Where ratio = approx_distinct / total_rows.

Scoring Weights

The composite score is the sum of four weighted factors. The weights must sum to 100 — the config validates this at runtime and raises ValueError if they don't.

Parameter Type Default Description
score_weight_table_size int 30 Maximum points for the table-size factor.
score_weight_predicate_freq int 30 Maximum points for predicate frequency.
score_weight_cardinality int 25 Maximum points for column cardinality.
score_weight_data_type int 15 Maximum points for data-type support.

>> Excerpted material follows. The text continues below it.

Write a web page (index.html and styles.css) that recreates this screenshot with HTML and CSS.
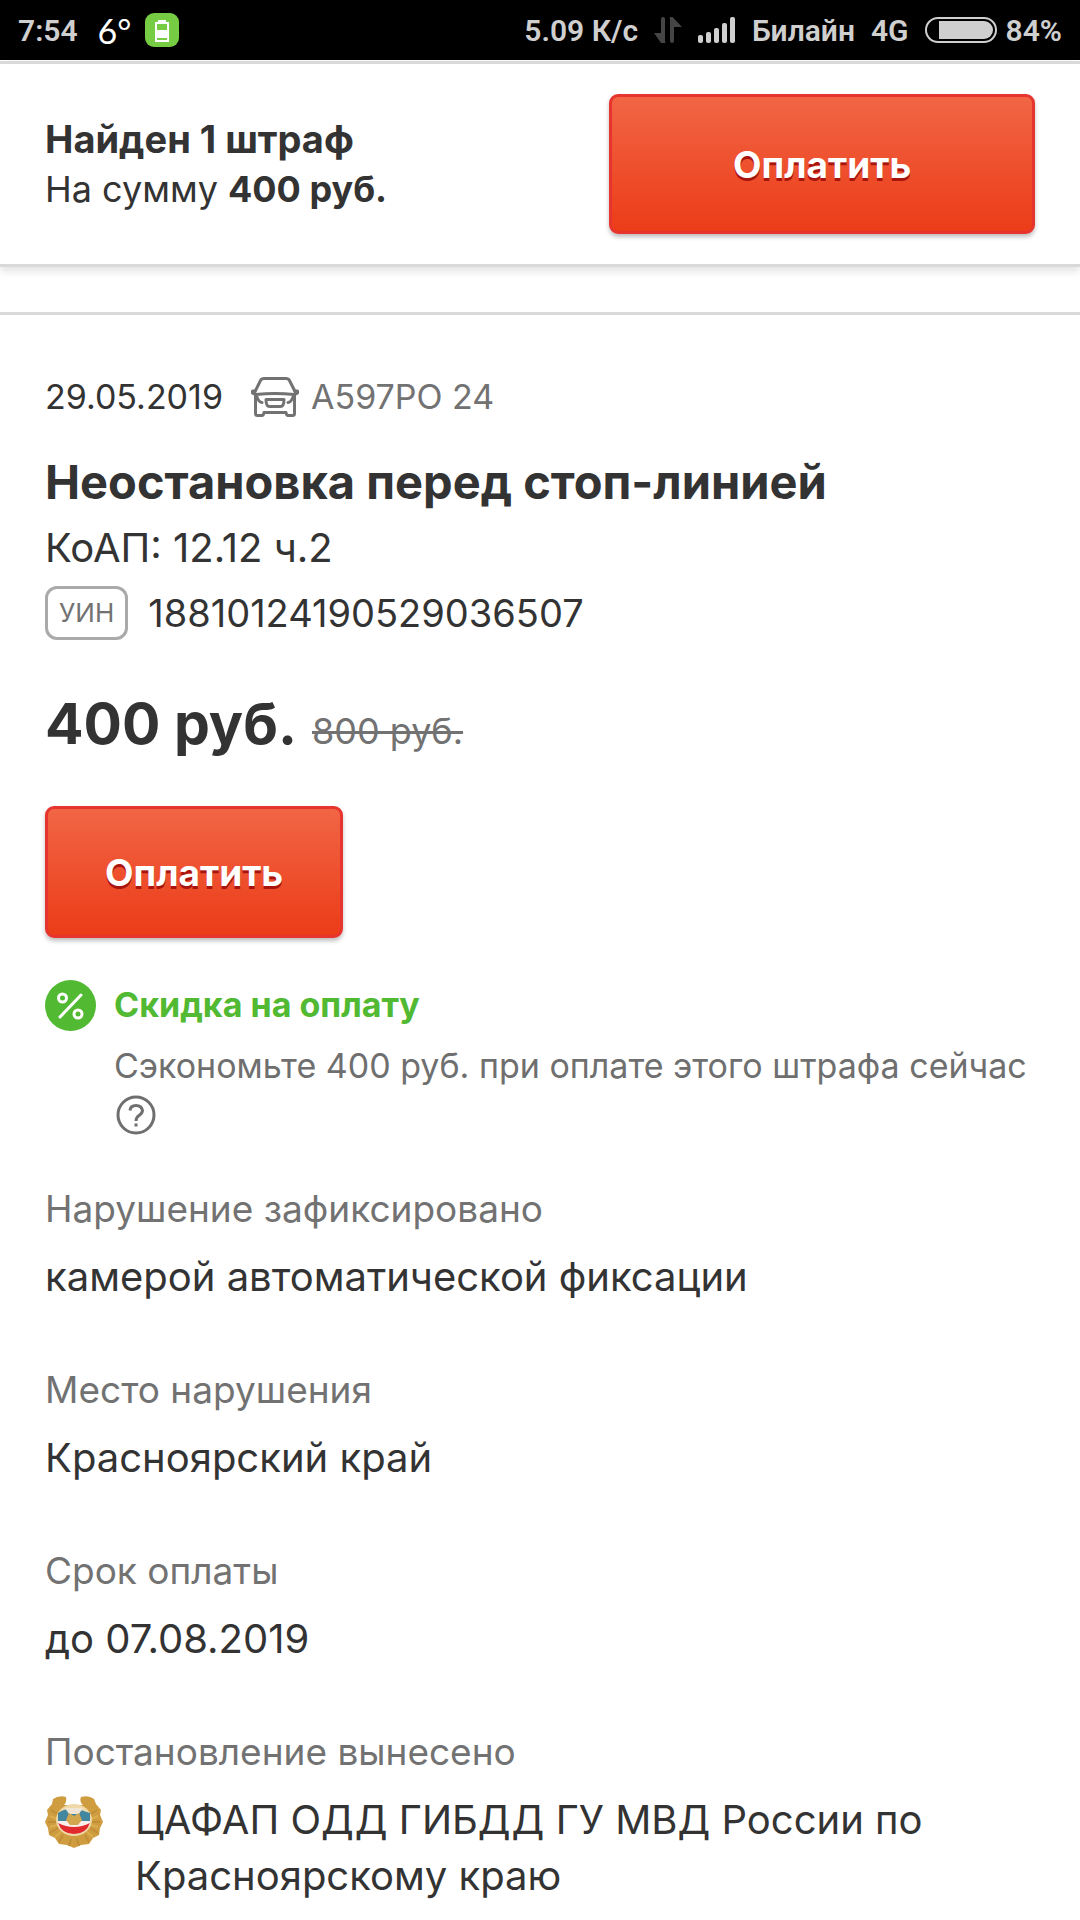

See Scoring for the detailed formulas.

Recommendation Parameters

Parameter Type Default Description
max_clustering_columns int 3 Warn when a table already has more clustered columns than this. Does not limit CTAS output.
min_recommendation_score int 40 Minimum composite score to surface a recommendation. Columns below this are labelled "Not recommended".
generate_ctas bool False When True, generate one CREATE TABLE ... AS SELECT DDL statement per recommended column. Set this to include ready-to-run DDL in the report.

Parallelism

Parameter Type Default Description
max_parallel_tables int 4 Maximum number of tables to estimate cardinality for in parallel during Phase 6. Each table gets a single batched APPROX_COUNT_DISTINCT query covering all its candidate columns. Higher values reduce wall-clock time but increase concurrent SQL sessions on the warehouse. Set to 1 to disable parallelism.

Scope Filtering

Parameter Type Default Description
schema_names list[str] [] Restrict analysis to specific schemas. Empty = all user schemas.
table_names list[str] [] Restrict analysis to specific tables. Each entry can be "table_name" (matches any schema) or "schema.table_name" (exact match). Empty list = all tables.

Examples:

# Only analyse tables in the 'sales' schema
config = DataClusteringConfig(
    warehouse_name="MyWarehouse",
    schema_names=["sales"],
)

# Analyse only these two tables
config = DataClusteringConfig(
    warehouse_name="MyWarehouse",
    table_names=["dbo.Orders", "FactSales"],
)

# Analyse only tables in the 'sales' schema (by listing them explicitly)
config = DataClusteringConfig(
    warehouse_name="MyWarehouse",
    table_names=["sales.FactOrders", "sales.FactReturns", "sales.FactLineItems"],
)

The filter applies to all phases — metadata collection, row counting, query pattern matching, cardinality estimation, and scoring.

Output Parameters

Parameter Type Default Description
verbose bool False When True, prints structured debug output for each phase including intermediate DataFrames, row counts, and predicate breakdowns. Useful for understanding what the advisor is doing.

Throttle Protection

Parameter Type Default Description
phase_delay float 1.0 Seconds to pause between phases to reduce HTTP 429 throttling from the Fabric control-plane API. Set to 0 to disable the delay.

Validation

The config is validated automatically when advisor.run() is called. The following checks are performed:

  • warehouse_name must be set to a non-empty value (not the placeholder "<your_warehouse_name>")
  • cardinality_sample_fraction must be in (0, 1.0]
  • Score weights must sum to exactly 100

If any check fails, a ValueError is raised with a descriptive message.